O confronto das promessas de campanha com a realidade, sempre um choque, afetou Biden em muitos níveis. Ele elegeu-se se apresentando como um contraponto racional ao negacionismo dos trumpistas na crise pandêmica, de fato expandiu a imunização e a testagem, mas não conseguiu demolir o muro dos antivacina, um grupo inflexível que impõe um teto à contenção do vírus. E aí surgiu a ômicron, variante que se disseminou como nenhuma outra, emperrando algumas cadeias produtivas. Biden deu um gás à economia ao passar um parrudo pacote de estímulos. O crescimento veio, embalado pela maior taxa anual desde 1984 — 5,7%. O problema é que a inflação, de 7%, tem engolido os ganhos individuais e a sensação de bem-estar, o que faz o americano expressar um ceticismo que, aos olhos de certos países de PIB estagnado, pode soar incompreensível.
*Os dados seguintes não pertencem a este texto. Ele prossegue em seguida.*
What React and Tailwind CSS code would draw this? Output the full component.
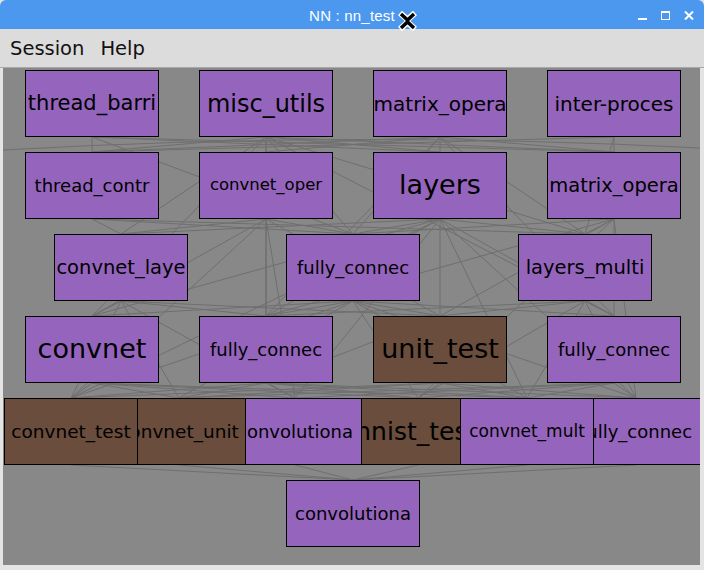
import React from "react";

// graph nodes, positions relative to the canvas (page x - 3, page y - 68)
const nodes = [
  { label: "thread_barri", pos: "left-[22px] top-[2px]", x: 22, y: 2, size: "text-[21px]" },
  { label: "misc_utils", pos: "left-[196px] top-[2px]", x: 196, y: 2, size: "text-[24px]" },
  { label: "matrix_opera", pos: "left-[370px] top-[2px]", x: 370, y: 2, size: "text-[20px]" },
  { label: "inter-proces", pos: "left-[544px] top-[2px]", x: 544, y: 2, size: "text-[20px]" },
  { label: "thread_contr", pos: "left-[22px] top-[84px]", x: 22, y: 84, size: "text-[18px]" },
  { label: "convnet_oper", pos: "left-[196px] top-[84px]", x: 196, y: 84, size: "text-[16.5px]" },
  { label: "layers", pos: "left-[370px] top-[84px]", x: 370, y: 84, size: "text-[27px]" },
  { label: "matrix_opera", pos: "left-[544px] top-[84px]", x: 544, y: 84, size: "text-[19.5px]" },
  { label: "convnet_laye", pos: "left-[51px] top-[166px]", x: 51, y: 166, size: "text-[19.5px]" },
  { label: "fully_connec", pos: "left-[283px] top-[166px]", x: 283, y: 166, size: "text-[18px]" },
  { label: "layers_multi", pos: "left-[515px] top-[166px]", x: 515, y: 166, size: "text-[19.5px]" },
  { label: "convnet", pos: "left-[22px] top-[248px]", x: 22, y: 248, size: "text-[27px]" },
  { label: "fully_connec", pos: "left-[196px] top-[248px]", x: 196, y: 248, size: "text-[18px]" },
  { label: "unit_test", pos: "left-[370px] top-[248px]", x: 370, y: 248, size: "text-[27px]", test: true },
  { label: "fully_connec", pos: "left-[544px] top-[248px]", x: 544, y: 248, size: "text-[18px]" },
  { label: "convnet_test", pos: "left-[1px] top-[330px] z-[6]", x: 1, y: 330, size: "text-[18.5px]", test: true },
  { label: "convnet_unit", pos: "left-[109px] top-[330px] z-[5]", x: 109, y: 330, size: "text-[18.5px]", test: true },
  { label: "convolutiona", pos: "left-[225px] top-[330px] z-[4]", x: 225, y: 330, size: "text-[18px]" },
  { label: "mnist_test", pos: "left-[348px] top-[330px] z-[1] pr-[12px]", x: 348, y: 330, size: "text-[25px]", test: true },
  { label: "convnet_mult", pos: "left-[457px] top-[330px] z-[3]", x: 457, y: 330, size: "text-[17px]" },
  { label: "fully_connec", pos: "left-[566px] top-[330px] z-[2]", x: 566, y: 330, size: "text-[18px]" },
  { label: "convolutiona", pos: "left-[283px] top-[412px]", x: 283, y: 412, size: "text-[18px]" },
];

const edges = [
  [0, 4], [0, 6], [0, 9], [0, 7],
  [1, 4], [1, 5], [1, 6], [1, 7], [1, 8], [1, 9], [1, 10], [1, 11], [1, 12], [1, 14],
  [2, 5], [2, 6], [2, 7], [2, 9], [2, 10], [2, 12], [2, 14], [2, 4],
  [3, 4], [3, 10], [3, 7],
  [4, 8], [4, 9], [4, 10],
  [5, 8], [5, 11], [5, 12], [5, 15], [5, 9], [5, 13], [5, 17],
  [6, 8], [6, 9], [6, 10], [6, 11], [6, 12], [6, 13], [6, 14], [6, 17], [6, 19], [6, 20], [6, 15],
  [7, 9], [7, 10], [7, 12], [7, 14], [7, 20], [7, 13], [7, 18],
  [8, 11], [8, 15], [8, 16], [8, 17], [8, 13], [8, 12],
  [9, 12], [9, 13], [9, 14], [9, 16], [9, 18], [9, 20], [9, 11], [9, 15], [9, 19],
  [10, 13], [10, 14], [10, 19], [10, 20], [10, 12], [10, 18],
  [11, 15], [11, 16], [11, 18], [11, 19], [11, 17],
  [12, 13], [12, 15], [12, 16], [12, 17], [12, 18], [12, 19], [12, 20],
  [13, 15], [13, 16], [13, 18], [13, 19], [13, 20],
  [14, 16], [14, 18], [14, 19], [14, 20], [14, 17],
  [16, 21], [17, 21], [18, 21], [19, 21], [20, 21], [15, 21],
];

const W = 134;
const H = 67;

const Node = ({ node }) => (
  <div
    className={`absolute ${node.pos} w-[134px] h-[67px] border border-black flex items-center justify-center overflow-hidden whitespace-nowrap text-black ${node.size} ${
      node.test ? "bg-[#6a4d3c]" : "bg-[#9565bd]"
    }`}
  >
    {node.label}
  </div>
);

const App = () => {
  return (
    <div className="w-[704px] h-[570px] flex flex-col bg-[#e4e4e4] font-['DejaVu_Sans',sans-serif] relative overflow-hidden">
      {/* Title bar */}
      <div className="h-[29px] bg-[#4c98ef] rounded-t-[6px] relative flex items-center justify-center">
        <span className="text-white text-[15px] font-['Liberation_Sans',sans-serif] font-light mt-[4px] tracking-[0.2px]">
          NN : nn_test
        </span>
        <div className="absolute right-[10px] top-[11px] flex items-start gap-[14px]">
          <div className="w-[9px] h-[9px] flex items-end">
            <div className="w-[9px] h-[2px] bg-white" />
          </div>
          <div className="w-[9px] h-[9px] border border-white border-t-2" />
          <svg width="10" height="9" viewBox="0 0 10 9">
            <path d="M1 0.5 L9 8.5 M9 0.5 L1 8.5" stroke="white" strokeWidth="2" />
          </svg>
        </div>
      </div>

      {/* Window body */}
      <div className="flex-1 flex flex-col pl-[3px] pr-[4px] pb-[5px]">
        {/* Menu bar */}
        <div className="h-[39px] -ml-[3px] -mr-[4px] pl-[10px] pt-[2px] flex items-center gap-[16px] bg-[#dcdcdc] border-b border-[#a8a8a8] text-[19.5px] text-[#111]">
          <span>Session</span>
          <span>Help</span>
        </div>

        {/* Graph canvas */}
        <div className="flex-1 relative bg-[#878887] overflow-hidden">
          <svg className="absolute inset-0" width="697" height="497">
            {edges.map(([a, b], i) => {
              const s = nodes[a];
              const t = nodes[b];
              return (
                <line
                  key={i}
                  x1={s.x + W / 2}
                  y1={s.y + H}
                  x2={t.x + W / 2}
                  y2={t.y}
                  stroke="#6f6f6f"
                  strokeWidth="1"
                />
              );
            })}
            <path d="M 0 82 Q 350 62 697 80" stroke="#6f6f6f" strokeWidth="1" fill="none" />
          </svg>
          {nodes.map((n, i) => (
            <Node key={i} node={n} />
          ))}
        </div>
      </div>

      {/* mouse cursor */}
      <svg className="absolute left-[397px] top-[11px]" width="21" height="20" viewBox="0 0 21 20">
        <path
          d="M3 2 L10.5 8.5 L18 2 M3 18 L10.5 11.5 L18 18"
          stroke="white"
          strokeWidth="6"
          fill="none"
        />
        <path
          d="M4 3 L10.5 9 L17 3 M4 17 L10.5 11 L17 17 M10.5 9 L10.5 11"
          stroke="black"
          strokeWidth="3.5"
          fill="none"
        />
      </svg>
    </div>
  );
};

export default App;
Uma frente de disparos contra Joe Biden vem de representantes de seu partido, que deixaram escapar que o chefe havia passado o primeiro ano perdido nos labirintos da burocracia e esqueceu-se de se posicionar como um líder. A atabalhoada retirada das tropas americanas do Afeganistão reforçou essa ideia, que agora Biden tem a oportunidade de reverter, a depender de como vai se sair no intrincado tabuleiro posto pela crise na Ucrânia. “Ele quer se mostrar ao mundo como um líder disposto a evitar o uso agressivo da força militar e, no lugar dela, focar nas alianças e na oposição ao autoritarismo”, diz William Taylor, ex-embaixador dos Estados Unidos na Ucrânia. Com o nó do conflito sem desatar, porém, Biden reforçou o pelotão americano no Leste Europeu, enviando e realocando soldados, ainda que não demonstre interesse em um desfecho bélico — custoso sob vários pontos de vista. Resta ver como a diplomacia se desenrola. Em recente aparição pública, o presidente Vladimir Putin afirmou que os Estados Unidos estão ignorando “as preocupações da Rússia”. Não há trégua para Biden em nenhum front.